Three years ago, in 2010, ICRS was held in the America’s Convention Center in St. Louis. The venue this year returned to St. Louis. Being in the same place three years later, really struck home to me the changes that have occurred in the industry and with ICRS. The show’s energy and flow was definitely different than three years ago. As I reflected on this, I realized that there have been some major changes in the industry in the past three years. These include:

  1. Family Christian Stores, the largest Christian chain retailer, moved from a regular purchasing model with payment within 60 days to an all consignment model. They now buy directly from publishers and stock all their merchandise on consignment.
  2. Cokesbury, another large Christian retail chain and one that had been more friendly to small publishers, closed all their physical bookstores and moved to an online only store.
  3. The sales of digital books went from a miniscual percentage of books in 2010 to one-fourth of all book sales this year.
  4. Print book buying has shifted.

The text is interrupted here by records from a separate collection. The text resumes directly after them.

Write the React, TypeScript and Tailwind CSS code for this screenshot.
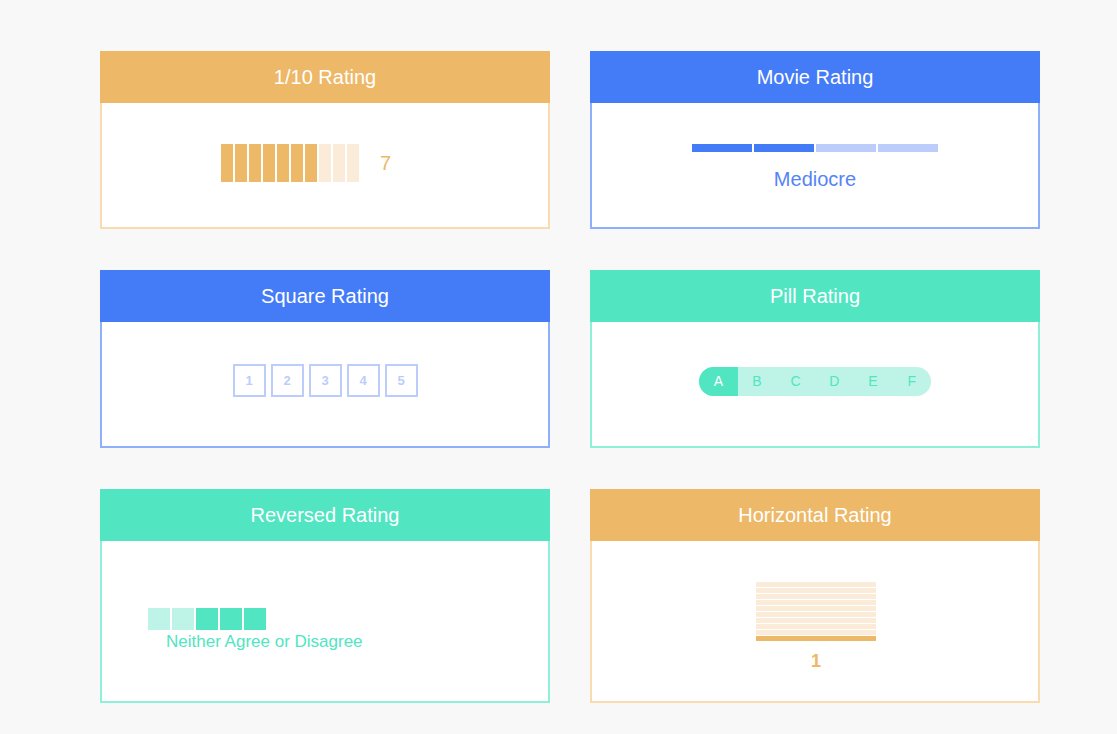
import React from "react";

const font = { fontFamily: '"Liberation Sans", Arial, sans-serif' };

function Card({
  title,
  head,
  border,
  bodyClass,
  children,
}: {
  title: string;
  head: string;
  border: string;
  bodyClass: string;
  children: React.ReactNode;
}) {
  return (
    <div className="flex flex-col w-[450px]">
      <div className={`h-[52px] flex items-center justify-center text-white text-[20px] ${head}`}>
        {title}
      </div>
      <div className={`bg-white border-2 border-t-0 ${border} ${bodyClass}`}>{children}</div>
    </div>
  );
}

export default function App() {
  const tenBars = Array.from({ length: 10 }, (_, i) => i < 7);
  const movie = [true, true, false, false];
  const pills = ["A", "B", "C", "D", "E", "F"];
  const reversed = [false, false, true, true, true];
  const horizontal = Array.from({ length: 10 }, (_, i) => i === 9);

  return (
    <div className="min-h-screen bg-[#f8f8f8] pl-[100px] pt-[51px]" style={font}>
      <div className="grid grid-cols-[450px_450px] gap-x-10 gap-y-[41px]">
        {/* 1/10 */}
        <Card title="1/10 Rating" head="bg-[#edb867]" border="border-[#f8dbaf]" bodyClass="h-[126px] flex items-center pl-[119px] pb-[4px]">
          <div className="flex gap-[2px]">
            {tenBars.map((on, i) => (
              <div key={i} className={`w-[12px] h-[38px] ${on ? "bg-[#edb867]" : "bg-[#fbebd9]"}`} />
            ))}
          </div>
          <span className="ml-[21px] text-[20px] text-[#edb867]">7</span>
        </Card>

        {/* Movie */}
        <Card title="Movie Rating" head="bg-[#447bf7]" border="border-[#8eaffa]" bodyClass="h-[126px] flex flex-col items-center pt-[41px]">
          <div className="flex gap-[2px]">
            {movie.map((on, i) => (
              <div key={i} className={`w-[60px] h-[8px] ${on ? "bg-[#447bf7]" : "bg-[#bccdfb]"}`} />
            ))}
          </div>
          <div className="mt-[16px] text-[20px] leading-[23px] text-[#5584f6]">Mediocre</div>
        </Card>

        {/* Square */}
        <Card title="Square Rating" head="bg-[#447bf7]" border="border-[#8eaffa]" bodyClass="h-[126px] flex justify-center pt-[42px]">
          <div className="flex gap-[5px]">
            {[1, 2, 3, 4, 5].map((n) => (
              <div
                key={n}
                className="w-[33px] h-[33px] border-2 border-[#bccdfb] flex items-center justify-center text-[13px] font-bold text-[#bccdfb]"
              >
                {n}
              </div>
            ))}
          </div>
        </Card>

        {/* Pill */}
        <Card title="Pill Rating" head="bg-[#51e5c2]" border="border-[#8ef0d8]" bodyClass="h-[126px] flex justify-center pt-[45px]">
          <div className="flex w-[232px] h-[29px] rounded-full overflow-hidden bg-[#bdf4e7]">
            {pills.map((p, i) => (
              <div
                key={p}
                className={`flex-1 flex items-center justify-center text-[14px] ${
                  i === 0 ? "bg-[#51e5c2] text-white" : "text-[#51e5c2]"
                }`}
              >
                {p}
              </div>
            ))}
          </div>
        </Card>

        {/* Reversed */}
        <Card title="Reversed Rating" head="bg-[#51e5c2]" border="border-[#8ef0d8]" bodyClass="h-[162px] pt-[67px] pl-[46px]">
          <div className="flex gap-[2px]">
            {reversed.map((on, i) => (
              <div key={i} className={`w-[22px] h-[22px] ${on ? "bg-[#51e5c2]" : "bg-[#bdf4e7]"}`} />
            ))}
          </div>
          <div className="mt-[2px] ml-[18px] text-[17px] leading-[20px] text-[#51e5c2]">Neither Agree or Disagree</div>
        </Card>

        {/* Horizontal */}
        <Card title="Horizontal Rating" head="bg-[#edb867]" border="border-[#f8dbaf]" bodyClass="h-[162px] flex flex-col items-center pt-[41px] pl-[2px]">
          <div className="flex flex-col gap-[1px]">
            {horizontal.map((on, i) => (
              <div key={i} className={`w-[120px] h-[5px] ${on ? "bg-[#edb867]" : "bg-[#fbebd9]"}`} />
            ))}
          </div>
          <div className="mt-[10px] text-[18px] leading-[21px] font-bold text-[#edb867]">1</div>
        </Card>
      </div>
    </div>
  );
}
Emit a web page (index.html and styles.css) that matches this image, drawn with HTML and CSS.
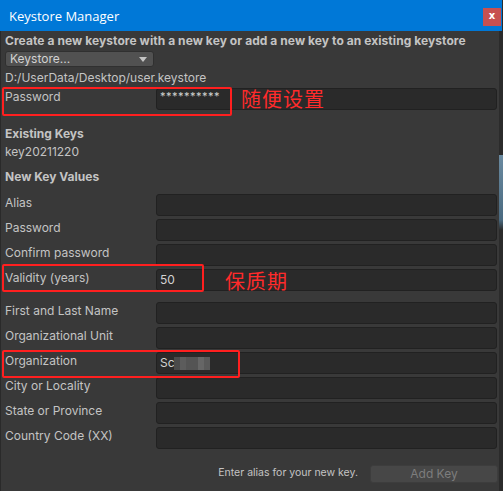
FILE: index.html
```html
<!DOCTYPE html>
<html>
<head>
<meta charset="utf-8">
<link rel="stylesheet" href="styles.css">
</head>
<body>
<div class="screen">
  <div class="window">
    <div class="titlebar">
      <span class="title">Keystore Manager</span>
      <span class="close">x</span>
    </div>
    <div class="content">
      <div class="intro">Create a new keystore with a new key or add a new key to an existing keystore</div>
      <div class="dropdown"><span>Keystore...</span><span class="arrow"></span></div>
      <div class="path">D:/UserData/Desktop/user.keystore</div>
      <div class="row pw-row"><span class="label">Password</span><span class="field"><span class="stars">**********</span></span></div>

      <div class="heading existing">Existing Keys</div>
      <div class="keyname">key20211220</div>
      <div class="heading newkeys">New Key Values</div>

      <div class="group group1">
        <div class="row"><span class="label">Alias</span><span class="field"></span></div>
        <div class="row"><span class="label">Password</span><span class="field"></span></div>
        <div class="row"><span class="label">Confirm password</span><span class="field"></span></div>
        <div class="row"><span class="label">Validity (years)</span><span class="field">50</span></div>
      </div>

      <div class="group group2">
        <div class="row"><span class="label">First and Last Name</span><span class="field"></span></div>
        <div class="row"><span class="label">Organizational Unit</span><span class="field"></span></div>
        <div class="row"><span class="label">Organization</span><span class="field">Sc<span class="blur"></span></span></div>
        <div class="row"><span class="label">City or Locality</span><span class="field"></span></div>
        <div class="row"><span class="label">State or Province</span><span class="field"></span></div>
        <div class="row"><span class="label">Country Code (XX)</span><span class="field"></span></div>
      </div>

      <div class="footer">
        <span class="hint">Enter alias for your new key.</span>
        <span class="btn">Add Key</span>
      </div>
    </div>

    <div class="mark mark1"></div>
    <div class="note note1">随便设置</div>
    <div class="mark mark2"></div>
    <div class="note note2">保质期</div>
    <div class="mark mark3"></div>
  </div>
  <div class="edge"></div>
</div>
</body>
</html>
```
FILE: styles.css
```css
html, body {
  margin: 0;
  padding: 0;
  background: #262626;
}
.screen {
  display: flex;
  width: 503px;
  height: 491px;
  overflow: hidden;
}
.window {
  position: relative;
  width: 499px;
  height: 491px;
  background: #393939;
  font-family: Inter, "Noto Sans", sans-serif;
  font-size: 12px;
  color: #c4c4c4;
  border-left: 1px solid #2a2a2a;
  box-sizing: border-box;
}
.edge {
  width: 4px;
  height: 491px;
  background: linear-gradient(#2b2b2b 0, #2b2b2b 155px, #6a8aa0 155px, #4a6a80 220px, #2b2b2b 230px);
}
.titlebar {
  height: 31px;
  background: #0078d7;
  display: flex;
  align-items: center;
  justify-content: space-between;
  padding: 0 1px 0 9px;
  margin-left: -1px;
  margin-right: -3px;
}
.title {
  font-family: "Open Sans", "Noto Sans", sans-serif;
  font-size: 13px;
  color: #ffffff;
}
.close {
  width: 18px;
  height: 18px;
  margin-top: 3px;
  background: #c75050;
  color: #fff;
  font-family: "DejaVu Sans", sans-serif;
  font-weight: bold;
  font-size: 10px;
  line-height: 16px;
  text-align: center;
}
.content {
  padding: 0 0 0 4px;
}
.intro {
  margin-top: 2px;
  line-height: 16px;
  font-weight: bold;
  letter-spacing: 0.07px;
}
.dropdown {
  margin-top: 2px;
  width: 149px;
  height: 16px;
  box-sizing: border-box;
  background: #515151;
  border: 1px solid #303030;
  border-radius: 3px;
  display: flex;
  align-items: center;
  justify-content: space-between;
  padding: 0 6px 0 4px;
  line-height: 14px;
  color: #d2d2d2;
}
.arrow {
  width: 0;
  height: 0;
  border-left: 4px solid transparent;
  border-right: 4px solid transparent;
  border-top: 5px solid #c4c4c4;
}
.path {
  margin-top: 3px;
  line-height: 16px;
}
.row {
  display: grid;
  grid-template-columns: 151px 341px;
  height: 22px;
  align-items: start;
}
.label {
  padding-top: 1px;
  line-height: 16px;
}
.field {
  height: 22px;
  box-sizing: border-box;
  background: #2a2a2a;
  border: 1px solid #212121;
  border-radius: 3px;
  padding: 0 3px;
  line-height: 20px;
  color: #d2d2d2;
  display: flex;
  align-items: center;
}
.pw-row {
  margin-top: 2px;
}
.stars {
  font-size: 11px;
  letter-spacing: 0.5px;
  margin-top: -6px;
}
.heading {
  font-weight: bold;
  line-height: 16px;
}
.existing {
  margin-top: 16px;
}
.keyname {
  margin-top: 2px;
  line-height: 16px;
}
.newkeys {
  margin-top: 9px;
}
.group {
  display: flex;
  flex-direction: column;
  gap: 3px;
}
.group1 {
  margin-top: 9px;
}
.group2 {
  margin-top: 11px;
}
.blur {
  display: inline-block;
  width: 36px;
  height: 13px;
  margin-left: -1px;
  background: linear-gradient(90deg, #4a4a4a 0 6px, #5c5c5c 6px 12px, #545454 12px 24px, #666 24px 30px, #5a5a5a 30px);
}
.footer {
  margin-top: 16px;
  display: flex;
  justify-content: flex-end;
  align-items: center;
  gap: 12px;
  padding-right: 1px;
  width: 493px;
}
.hint {
  font-size: 10.5px;
  color: #c4c4c4;
  margin-top: -3px;
}
.btn {
  width: 128px;
  height: 18px;
  box-sizing: border-box;
  background: #474747;
  border: 1px solid #3d3d3d;
  border-radius: 3px;
  color: #7d7d7d;
  text-align: center;
  line-height: 16px;
}
.mark {
  position: absolute;
  border: 2px solid #ff1f1f;
  border-radius: 2px;
  box-sizing: border-box;
}
.mark1 { left: 1px; top: 87px; width: 230px; height: 29px; }
.mark2 { left: 1px; top: 264px; width: 202px; height: 28px; }
.mark3 { left: 1px; top: 350px; width: 238px; height: 28px; }
.note {
  position: absolute;
  font-family: "Noto Sans CJK SC", sans-serif;
  font-size: 20px;
  line-height: 20px;
  color: #ff2b2b;
  letter-spacing: 1px;
}
.note1 { left: 240px; top: 89px; }
.note2 { left: 224px; top: 271px; }
```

The majority of print books are now being purchased online. In 2012, 43.8% of books bought by consumers were purchased online, while only 31.6% of books were purchased in all large retail chains, independent bookstores, other mass merchandisers, and supermarkets.

These changes raise the question: Is there still value in attending ICRS?

I believe there is. However, ICRS should no longer be viewed as a venue to get Christian retailers to stock your books in their stores. Rather, ICRS provides other rich opportunities for small publishers and authors.

1. ICRS is a great place to learn.
In addition to the learning that takes place on the show floor from viewing the competition to see what they are doing so that you can stay on top of trends, ICRS provides a large number of opportunitities for learning in the many seminars at the show. In addition to Publishers’ Institute (sponsored by CSPA), this year’s program included seminars on using social media, getting interviews with the media, an author bootcamp, reaching the Catholic market, technology tools and trends in marketing, and using events to connect with consumers.

2. ICRS is a great place to land interviews with the media.
Many radio and TV programs attend ICRS looking for fresh guests. Authors can connect with the media and be interviewed in person at the show. I, personally, was not looking to acquire media interviews at the show, however, God brought to me media personnel who were interested in hosting interviews about CSPA and what we do. God ordained connections happen at ICRS.

3. Numerous opportunities for networking are available.
ICRS offers many opportunities for small publishers and authors to network with a wide variety of industry personnel from other authors, to distributors, to sales and marketing people, to retailers, to other publishers. These networking opportunities can lead to collaborative efforts among authors, among publishers, and between various other professionals in the industry to help publishers and authors expand their audience and market reach. A number of publishers and authors reported to me that they had made contacts and began negotiations for special sales agreements and collaborations at the show.

4. ICRS offers international sales opportunities.
If you are willing to sell to overseas retailers and distributors, opportunitites exist to connect with international people to sell your books. ICRS hosts a number of International attendees seeking good Christian materials for their home countries. One exhibiting publisher shared with me that almost all of his business transactions at ICRS were with international retailers.

While ICRS may no longer be the avenue for authors and publishers to directly acquire bookstore sales, the show still contains many valuable opportunities for small publishers and authors who choose to attend the show. At CSPA, we are constantly evaluating the services we offer our members to ensure that they still have value. At this time, we feel that ICRS still has value for small publishers and authors. Therefore, we are committed to attending ICRS in Atlanta next summer in 2014 (God willing). We hope you will join us there.